Before moving out of the current range, catalysts likely need to come from stronger economic growth and/or stronger inflation prints that push the Fed into raising the federal funds rate.

Every three months, the Fed publishes a chart known as the dot plot. The chart shows where central bank officials think the fed funds rate should be over the next few years.

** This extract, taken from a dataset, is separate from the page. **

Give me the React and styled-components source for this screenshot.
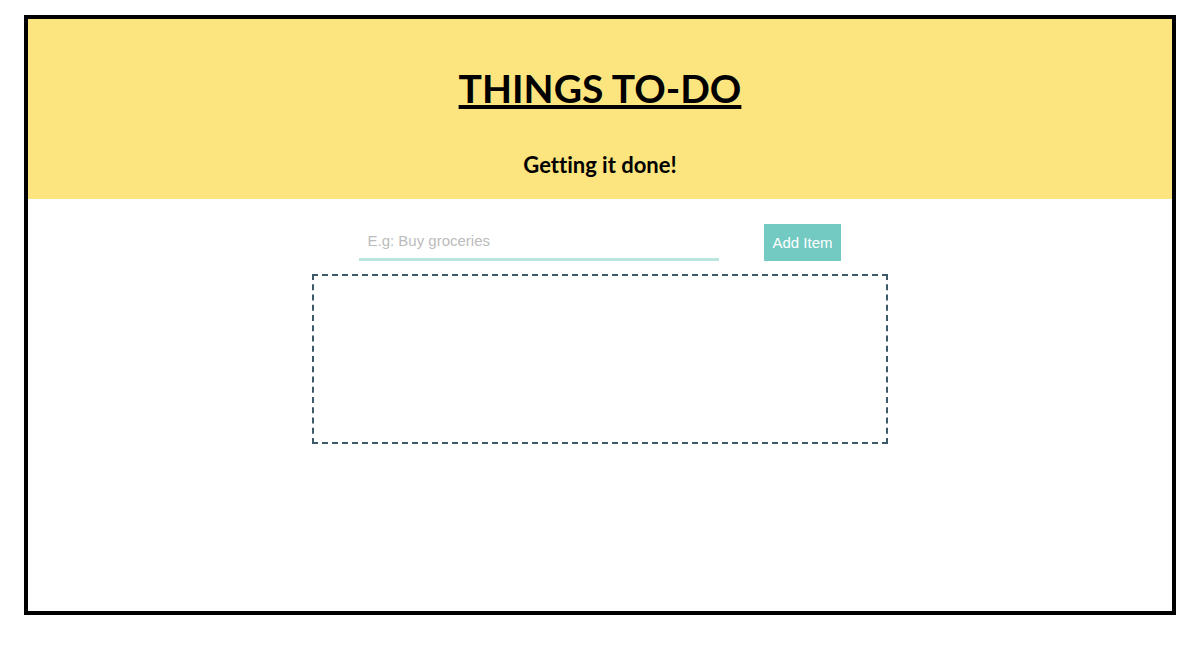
import React, { useState } from "react";
import styled, { createGlobalStyle } from "styled-components";

const GlobalStyle = createGlobalStyle`
  *, *::before, *::after { box-sizing: border-box; }
  body {
    margin: 0;
    background: #fff;
    color: #000;
    font-family: "Liberation Sans", Arial, sans-serif;
  }
`;

const Frame = styled.main`
  margin: 15px 2% 0;
  min-height: 600px;
  border: 4px solid #000;
`;

const Header = styled.header`
  display: flex;
  flex-direction: column;
  align-items: center;
  gap: 37px;
  padding: 45px 16px 18px;
  background: #fce57e;
  font-family: Lato, sans-serif;
  font-variant-ligatures: none;
  text-align: center;
`;

const Title = styled.h1`
  margin: 0;
  font-size: 39px;
  line-height: 48px;
  font-weight: 700;
  text-decoration: underline;
  text-decoration-thickness: 4px;
  text-decoration-skip-ink: none;
`;

const Subtitle = styled.h2`
  margin: 0;
  font-size: 22px;
  line-height: 32px;
  font-weight: 700;
`;

const Form = styled.form`
  display: flex;
  justify-content: center;
  gap: 45px;
  padding: 25px 16px 13px;
`;

const TextInput = styled.input`
  width: 360px;
  height: 37px;
  padding: 0 8px 2px;
  border: 0;
  border-bottom: 3px solid #b9e6e0;
  outline: 0;
  background: transparent;
  font: inherit;
  font-size: 15px;

  &::placeholder {
    color: #bcbcbc;
    opacity: 1;
  }
`;

const AddButton = styled.button`
  height: 37px;
  padding: 0 8px;
  border: 0;
  background: #73cac2;
  color: #fff;
  font: inherit;
  font-size: 15px;
  cursor: pointer;
`;

const List = styled.ul`
  width: 576px;
  max-width: 100%;
  min-height: 170px;
  margin: 0 auto;
  padding: 16px 32px;
  border: 2px dashed #3c5a68;
  line-height: 24px;
`;

export default function App() {
  const [items, setItems] = useState([]);
  const [text, setText] = useState("");

  const addItem = (event) => {
    event.preventDefault();
    if (!text.trim()) return;
    setItems([...items, text.trim()]);
    setText("");
  };

  return (
    <>
      <GlobalStyle />
      <Frame>
        <Header>
          <Title>THINGS TO-DO</Title>
          <Subtitle>Getting it done!</Subtitle>
        </Header>
        <Form onSubmit={addItem}>
          <TextInput
            type="text"
            aria-label="New item"
            placeholder="E.g: Buy groceries"
            value={text}
            onChange={(event) => setText(event.target.value)}
          />
          <AddButton type="submit">Add Item</AddButton>
        </Form>
        <List>
          {items.map((item, index) => (
            <li key={index}>{item}</li>
          ))}
        </List>
      </Frame>
    </>
  );
}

The average dot-plot forecast for number of hikes in 2016 has been revised down from four to two.

Over the past four years, despite downward revisions, rates ended up higher than Fed predictions; so far this year, the central bank has not hiked rates.

The Fed, particularly Chair Janet Yellen, continues to reiterate that it will take a slow approach to raising interest rates, pointing to concerns about the global economy (most recently due to the Brexit vote).

The central bank seems to be closely following cues from the market, despite being “data dependent,” as it will only issue a hike with the market’s approval. For instance, the fed funds futures market priced in two hikes at the start of the year, much lower than the Fed’s forecast of four hikes. The futures market remains volatile, as it follows economic data rather than the dot plot.

So What?

Looking at economic fundamentals in the U.S., gross domestic product growth looks sluggish. This supports low rates, which are designed to foster economic growth.

On the other hand, stocks have risen, commodities have rebounded and the labor market appears healthy as wage growth has ticked up — all indicating the potential for higher inflationary pressures, which would support a potential Fed rate hike.

In analyzing technical indicators, overseas demand picks up as Japan and the eurozone institute negative-interest-rate policies. The low global government bond yields overseas, including $13 trillion that are trading at negative interest rates, make U.S. Treasury rates look cheap.

Looking at fundamentals and technicals, we see just as much data supporting higher rates as lower rates. This dynamic may suggest that the trading range of the past several years could persist.

The Facts

We do know that:

  • It is difficult to predict the direction and level of the 10-year U.S. Treasury rate or the federal funds rate.
  • Attempts to time interest-rate movements are challenging and often costly.
  • In order to make money timing rates, you need to correctly predict the direction, timing, and magnitude.

Obsessing about the direction and timing of interest-rate movements can be a distraction from more attractive ways to invest. We believe our clients are better served by an approach that evaluates the core competencies of managers and how they fit into a portfolio.